** Begin **

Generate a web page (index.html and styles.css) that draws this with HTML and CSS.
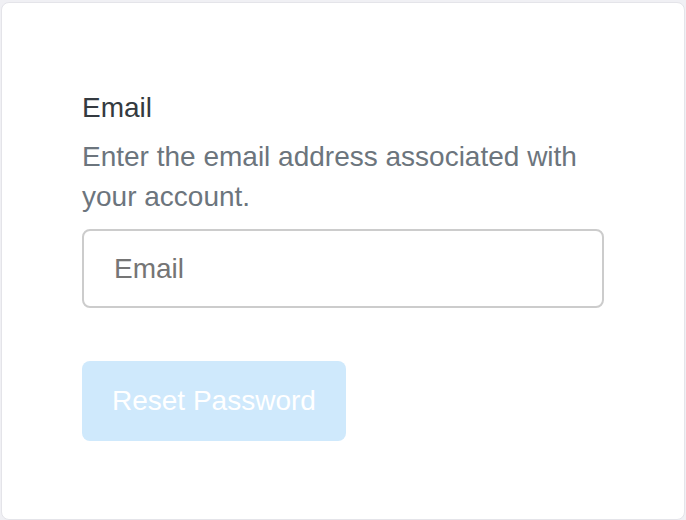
FILE: index.html
```html
<!DOCTYPE html>
<html lang="en">
<head>
<meta charset="utf-8">
<title>Reset Password</title>
<link rel="stylesheet" href="styles.css">
</head>
<body>
<div class="page">
  <div class="card">
    <form class="form">
      <label class="label" for="email">Email</label>
      <p class="help">Enter the email address associated with your account.</p>
      <input class="input" id="email" type="email" placeholder="Email">
      <button class="btn" type="button" disabled>Reset Password</button>
    </form>
  </div>
</div>
</body>
</html>
```

FILE: styles.css
```css
* { box-sizing: border-box; }
html, body { margin: 0; padding: 0; }
body {
  background: #f0f0f4;
  font-family: "Liberation Sans", Arial, sans-serif;
  font-size: 28px;
  line-height: 40px;
  width: 686px;
  height: 520px;
  overflow: hidden;
}
.page {
  padding: 2px 0 0 1px;
  height: 520px;
}
.card {
  width: 684px;
  height: 518px;
  background: #ffffff;
  border: 1px solid #e4e4e9;
  border-radius: 8px;
  padding: 85px 80px 0 80px;
}
.form {
  display: flex;
  flex-direction: column;
  align-items: flex-start;
}
.label {
  color: #343a40;
  display: block;
}
.help {
  color: #6c757d;
  margin: 9px 0 12px 0;
  width: 522px;
}
.input {
  width: 522px;
  height: 79px;
  border: 2px solid #cccccc;
  border-radius: 8px;
  padding: 0 30px;
  font-family: inherit;
  font-size: 28px;
  color: #495057;
  background: #fff;
  outline: none;
}
.input::placeholder { color: #757575; opacity: 1; }
.btn {
  margin-top: 53px;
  height: 80px;
  padding: 0 30px;
  border: none;
  border-radius: 8px;
  background: #cfe9fc;
  color: #ffffff;
  font-family: inherit;
  font-size: 28px;
  line-height: 40px;
}
```
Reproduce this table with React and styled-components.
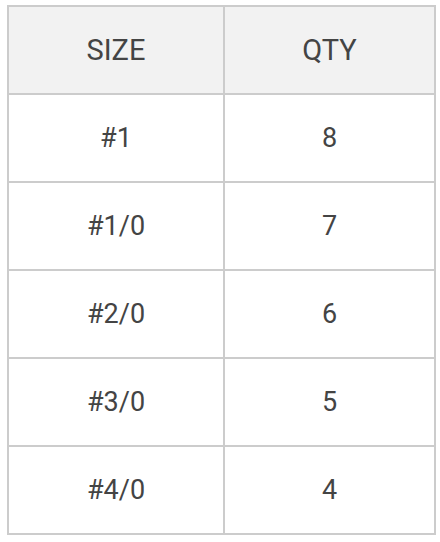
import React from "react";
import styled, { createGlobalStyle } from "styled-components";

const GlobalStyle = createGlobalStyle`
  body {
    margin: 0;
    background: #ffffff;
    font-family: Roboto, "Liberation Sans", sans-serif;
  }
`;

const Wrapper = styled.div`
  padding: 5px 6px 0 7px;
`;

const Table = styled.table`
  width: 427px;
  border-collapse: collapse;
  table-layout: fixed;
  color: #444444;
`;

const Column = styled.col`
  width: ${(p) => p.$width};
`;

const HeadCell = styled.th`
  height: 86px;
  padding: 0;
  border: 2px solid #cccccc;
  background: #f2f2f2;
  font-size: 29px;
  font-weight: 400;
  text-align: center;
`;

const Cell = styled.td`
  height: 86px;
  padding: 0;
  border: 2px solid #cccccc;
  font-size: 27px;
  text-align: center;
`;

const rows = [
  { size: "#1", qty: 8 },
  { size: "#1/0", qty: 7 },
  { size: "#2/0", qty: 6 },
  { size: "#3/0", qty: 5 },
  { size: "#4/0", qty: 4 },
];

function App() {
  return (
    <Wrapper>
      <GlobalStyle />
      <Table>
        <colgroup>
          <Column $width="216px" />
          <Column $width="211px" />
        </colgroup>
        <thead>
          <tr>
            <HeadCell>SIZE</HeadCell>
            <HeadCell>QTY</HeadCell>
          </tr>
        </thead>
        <tbody>
          {rows.map((row) => (
            <tr key={row.size}>
              <Cell>{row.size}</Cell>
              <Cell>{row.qty}</Cell>
            </tr>
          ))}
        </tbody>
      </Table>
    </Wrapper>
  );
}

export default App;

** End **

## Exercise directions:
Write the material out again exactly as it appears, dropping the pictures.

## Answer to the task:
Generate a web page (index.html and styles.css) that draws this with HTML and CSS.
FILE: index.html
```html
<!DOCTYPE html>
<html lang="en">
<head>
<meta charset="utf-8">
<title>Reset Password</title>
<link rel="stylesheet" href="styles.css">
</head>
<body>
<div class="page">
  <div class="card">
    <form class="form">
      <label class="label" for="email">Email</label>
      <p class="help">Enter the email address associated with your account.</p>
      <input class="input" id="email" type="email" placeholder="Email">
      <button class="btn" type="button" disabled>Reset Password</button>
    </form>
  </div>
</div>
</body>
</html>
```

FILE: styles.css
```css
* { box-sizing: border-box; }
html, body { margin: 0; padding: 0; }
body {
  background: #f0f0f4;
  font-family: "Liberation Sans", Arial, sans-serif;
  font-size: 28px;
  line-height: 40px;
  width: 686px;
  height: 520px;
  overflow: hidden;
}
.page {
  padding: 2px 0 0 1px;
  height: 520px;
}
.card {
  width: 684px;
  height: 518px;
  background: #ffffff;
  border: 1px solid #e4e4e9;
  border-radius: 8px;
  padding: 85px 80px 0 80px;
}
.form {
  display: flex;
  flex-direction: column;
  align-items: flex-start;
}
.label {
  color: #343a40;
  display: block;
}
.help {
  color: #6c757d;
  margin: 9px 0 12px 0;
  width: 522px;
}
.input {
  width: 522px;
  height: 79px;
  border: 2px solid #cccccc;
  border-radius: 8px;
  padding: 0 30px;
  font-family: inherit;
  font-size: 28px;
  color: #495057;
  background: #fff;
  outline: none;
}
.input::placeholder { color: #757575; opacity: 1; }
.btn {
  margin-top: 53px;
  height: 80px;
  padding: 0 30px;
  border: none;
  border-radius: 8px;
  background: #cfe9fc;
  color: #ffffff;
  font-family: inherit;
  font-size: 28px;
  line-height: 40px;
}
```
Reproduce this table with React and styled-components.
import React from "react";
import styled, { createGlobalStyle } from "styled-components";

const GlobalStyle = createGlobalStyle`
  body {
    margin: 0;
    background: #ffffff;
    font-family: Roboto, "Liberation Sans", sans-serif;
  }
`;

const Wrapper = styled.div`
  padding: 5px 6px 0 7px;
`;

const Table = styled.table`
  width: 427px;
  border-collapse: collapse;
  table-layout: fixed;
  color: #444444;
`;

const Column = styled.col`
  width: ${(p) => p.$width};
`;

const HeadCell = styled.th`
  height: 86px;
  padding: 0;
  border: 2px solid #cccccc;
  background: #f2f2f2;
  font-size: 29px;
  font-weight: 400;
  text-align: center;
`;

const Cell = styled.td`
  height: 86px;
  padding: 0;
  border: 2px solid #cccccc;
  font-size: 27px;
  text-align: center;
`;

const rows = [
  { size: "#1", qty: 8 },
  { size: "#1/0", qty: 7 },
  { size: "#2/0", qty: 6 },
  { size: "#3/0", qty: 5 },
  { size: "#4/0", qty: 4 },
];

function App() {
  return (
    <Wrapper>
      <GlobalStyle />
      <Table>
        <colgroup>
          <Column $width="216px" />
          <Column $width="211px" />
        </colgroup>
        <thead>
          <tr>
            <HeadCell>SIZE</HeadCell>
            <HeadCell>QTY</HeadCell>
          </tr>
        </thead>
        <tbody>
          {rows.map((row) => (
            <tr key={row.size}>
              <Cell>{row.size}</Cell>
              <Cell>{row.qty}</Cell>
            </tr>
          ))}
        </tbody>
      </Table>
    </Wrapper>
  );
}

export default App;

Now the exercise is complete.